10. The transformer of claim 9, wherein the conductive particles comprise graphite.

11. The transformer of claim 1, wherein the core and coil assembly comprises a secondary winding wound around a torroidal core.

12. The transformer of claim 11, further comprising a primary winding extending through the torroidal core.

13. The transformer of claim 12, wherein the primary winding comprises an open loop of a metallic conductor.

14. The transformer of claim 1, wherein the electrical conductor comprises a metallic plate secured to the encasement.

15. The transformer of claim 14, wherein the metallic plate is connected to the conductive coating by ground conductors secured to the protective case.

16. The transformer of claim 15, wherein the metallic plate is connected to earth ground, thereby grounding the conductive coating and forming a faraday shield around the core and coil assembly.

17. A method of producing a transformer comprising:

providing a protective case having an exterior surface at least partially covered with a conductive coating;

providing a core and coil assembly;

placing the core and coil assembly inside the protective case;

encapsulating the protective case, with the core and coil assembly disposed therein, in a dielectric resin; and

connecting the conductive coating to an electrical conductor.
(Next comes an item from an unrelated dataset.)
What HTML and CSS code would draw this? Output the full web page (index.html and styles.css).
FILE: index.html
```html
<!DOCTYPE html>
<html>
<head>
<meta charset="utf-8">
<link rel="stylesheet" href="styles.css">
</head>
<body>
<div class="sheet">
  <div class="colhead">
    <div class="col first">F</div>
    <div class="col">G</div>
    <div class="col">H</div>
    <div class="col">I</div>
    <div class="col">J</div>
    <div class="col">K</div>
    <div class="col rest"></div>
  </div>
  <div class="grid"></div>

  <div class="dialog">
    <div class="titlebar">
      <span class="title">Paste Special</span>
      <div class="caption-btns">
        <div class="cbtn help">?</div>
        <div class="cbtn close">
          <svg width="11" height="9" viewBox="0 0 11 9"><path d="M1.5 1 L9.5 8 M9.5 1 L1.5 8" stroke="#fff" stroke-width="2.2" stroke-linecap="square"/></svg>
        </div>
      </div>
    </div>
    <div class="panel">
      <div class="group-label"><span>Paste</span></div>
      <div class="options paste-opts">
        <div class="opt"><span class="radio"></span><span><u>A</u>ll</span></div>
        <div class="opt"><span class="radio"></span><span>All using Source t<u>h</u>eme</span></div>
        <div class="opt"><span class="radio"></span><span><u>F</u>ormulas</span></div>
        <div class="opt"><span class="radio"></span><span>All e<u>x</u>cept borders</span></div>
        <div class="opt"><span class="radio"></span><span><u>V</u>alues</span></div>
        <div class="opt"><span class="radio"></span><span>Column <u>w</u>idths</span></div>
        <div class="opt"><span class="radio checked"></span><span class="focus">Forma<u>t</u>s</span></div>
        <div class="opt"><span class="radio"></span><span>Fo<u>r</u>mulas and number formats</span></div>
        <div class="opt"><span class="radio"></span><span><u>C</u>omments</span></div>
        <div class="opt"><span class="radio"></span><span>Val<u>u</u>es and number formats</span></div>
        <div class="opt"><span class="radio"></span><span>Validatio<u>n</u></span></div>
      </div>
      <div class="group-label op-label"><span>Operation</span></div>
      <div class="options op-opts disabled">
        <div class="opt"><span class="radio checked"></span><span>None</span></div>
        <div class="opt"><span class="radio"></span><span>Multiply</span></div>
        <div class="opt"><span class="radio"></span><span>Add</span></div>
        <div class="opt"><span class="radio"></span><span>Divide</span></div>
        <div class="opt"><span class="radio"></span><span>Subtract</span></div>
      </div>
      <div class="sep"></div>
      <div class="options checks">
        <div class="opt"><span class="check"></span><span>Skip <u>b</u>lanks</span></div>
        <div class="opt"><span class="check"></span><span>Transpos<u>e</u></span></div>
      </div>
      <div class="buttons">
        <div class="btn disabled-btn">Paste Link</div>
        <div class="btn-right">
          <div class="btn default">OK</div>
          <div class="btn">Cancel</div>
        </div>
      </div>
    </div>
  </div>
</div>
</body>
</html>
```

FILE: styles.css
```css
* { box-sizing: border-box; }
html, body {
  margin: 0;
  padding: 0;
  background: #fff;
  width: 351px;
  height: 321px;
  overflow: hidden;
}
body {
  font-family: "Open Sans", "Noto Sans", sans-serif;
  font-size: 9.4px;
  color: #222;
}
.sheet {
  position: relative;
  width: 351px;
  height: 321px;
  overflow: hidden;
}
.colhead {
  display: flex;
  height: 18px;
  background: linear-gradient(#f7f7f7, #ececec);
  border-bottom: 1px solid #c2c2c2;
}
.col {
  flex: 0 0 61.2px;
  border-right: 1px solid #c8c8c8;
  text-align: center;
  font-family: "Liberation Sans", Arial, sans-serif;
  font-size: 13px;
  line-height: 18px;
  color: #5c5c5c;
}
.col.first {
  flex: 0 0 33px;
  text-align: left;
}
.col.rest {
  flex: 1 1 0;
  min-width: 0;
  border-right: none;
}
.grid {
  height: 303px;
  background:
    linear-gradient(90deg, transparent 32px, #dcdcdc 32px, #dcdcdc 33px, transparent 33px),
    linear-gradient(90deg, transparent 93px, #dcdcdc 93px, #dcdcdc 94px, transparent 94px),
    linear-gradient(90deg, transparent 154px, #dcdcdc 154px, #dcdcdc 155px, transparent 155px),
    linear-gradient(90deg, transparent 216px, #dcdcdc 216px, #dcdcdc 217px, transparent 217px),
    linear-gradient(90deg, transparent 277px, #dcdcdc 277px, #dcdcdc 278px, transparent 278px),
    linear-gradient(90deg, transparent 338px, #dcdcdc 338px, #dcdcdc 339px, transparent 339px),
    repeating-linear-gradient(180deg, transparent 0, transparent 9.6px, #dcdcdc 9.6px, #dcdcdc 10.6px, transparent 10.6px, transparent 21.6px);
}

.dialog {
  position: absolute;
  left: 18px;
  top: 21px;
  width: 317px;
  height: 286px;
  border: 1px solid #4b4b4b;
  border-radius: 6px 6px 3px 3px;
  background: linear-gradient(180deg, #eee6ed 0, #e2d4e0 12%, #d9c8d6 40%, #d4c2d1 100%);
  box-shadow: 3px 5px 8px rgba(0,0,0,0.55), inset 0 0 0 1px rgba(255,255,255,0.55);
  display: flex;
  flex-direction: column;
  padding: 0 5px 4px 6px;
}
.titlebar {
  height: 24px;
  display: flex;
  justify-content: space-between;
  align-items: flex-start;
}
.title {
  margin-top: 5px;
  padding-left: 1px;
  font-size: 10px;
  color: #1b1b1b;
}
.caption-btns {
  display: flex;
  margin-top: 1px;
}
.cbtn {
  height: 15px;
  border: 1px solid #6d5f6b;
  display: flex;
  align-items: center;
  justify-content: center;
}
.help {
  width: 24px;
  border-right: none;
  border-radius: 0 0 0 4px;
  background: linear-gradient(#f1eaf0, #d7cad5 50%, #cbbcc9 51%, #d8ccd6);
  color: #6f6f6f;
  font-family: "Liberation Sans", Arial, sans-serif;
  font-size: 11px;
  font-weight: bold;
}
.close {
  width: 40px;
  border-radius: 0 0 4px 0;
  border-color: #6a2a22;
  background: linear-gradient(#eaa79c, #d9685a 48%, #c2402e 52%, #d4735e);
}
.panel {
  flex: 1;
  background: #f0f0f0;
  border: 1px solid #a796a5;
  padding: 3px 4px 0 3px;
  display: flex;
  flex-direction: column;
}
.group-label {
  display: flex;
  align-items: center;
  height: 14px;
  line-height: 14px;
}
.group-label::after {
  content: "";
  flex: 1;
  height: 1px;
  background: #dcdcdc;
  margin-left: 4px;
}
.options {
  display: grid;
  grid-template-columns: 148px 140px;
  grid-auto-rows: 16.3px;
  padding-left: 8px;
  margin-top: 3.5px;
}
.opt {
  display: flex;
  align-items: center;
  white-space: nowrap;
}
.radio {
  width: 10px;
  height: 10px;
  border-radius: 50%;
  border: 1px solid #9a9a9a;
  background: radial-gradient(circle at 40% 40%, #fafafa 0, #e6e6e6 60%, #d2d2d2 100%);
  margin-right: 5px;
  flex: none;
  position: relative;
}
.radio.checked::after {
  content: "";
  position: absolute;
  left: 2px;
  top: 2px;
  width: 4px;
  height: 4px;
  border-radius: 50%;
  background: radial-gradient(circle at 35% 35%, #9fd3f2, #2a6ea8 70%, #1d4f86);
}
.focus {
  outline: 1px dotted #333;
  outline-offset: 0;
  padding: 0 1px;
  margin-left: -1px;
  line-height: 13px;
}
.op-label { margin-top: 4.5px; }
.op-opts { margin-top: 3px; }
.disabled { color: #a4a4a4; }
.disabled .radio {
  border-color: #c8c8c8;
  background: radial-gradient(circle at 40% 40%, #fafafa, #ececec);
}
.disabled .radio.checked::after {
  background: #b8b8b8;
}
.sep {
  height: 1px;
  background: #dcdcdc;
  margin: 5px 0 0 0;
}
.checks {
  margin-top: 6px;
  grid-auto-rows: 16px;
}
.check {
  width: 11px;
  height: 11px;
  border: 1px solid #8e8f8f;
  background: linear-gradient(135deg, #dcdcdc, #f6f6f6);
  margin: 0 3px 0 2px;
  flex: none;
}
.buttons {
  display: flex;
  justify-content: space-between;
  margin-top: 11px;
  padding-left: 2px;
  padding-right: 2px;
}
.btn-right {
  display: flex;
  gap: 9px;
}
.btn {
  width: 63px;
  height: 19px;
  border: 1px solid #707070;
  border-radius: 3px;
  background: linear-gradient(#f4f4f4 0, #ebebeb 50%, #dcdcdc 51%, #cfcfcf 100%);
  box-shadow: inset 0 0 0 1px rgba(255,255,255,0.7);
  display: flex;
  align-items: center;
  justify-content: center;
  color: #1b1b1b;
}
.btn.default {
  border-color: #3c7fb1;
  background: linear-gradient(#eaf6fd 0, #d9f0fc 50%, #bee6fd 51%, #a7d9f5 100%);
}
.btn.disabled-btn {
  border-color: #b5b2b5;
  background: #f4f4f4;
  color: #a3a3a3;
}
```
18. The method of claim 17, wherein the protective case is encapsulated with the dielectric resin in an automatic pressure gelation process or in a vacuum casting process.

19. The method of claim 18, wherein the dielectric resin comprises a hydrophobic cycloaliphatic epoxy resin.

20. The method of claim 17, wherein the conductive coating is a conductive paint comprising a thermoplastic binder, water and conductive particles.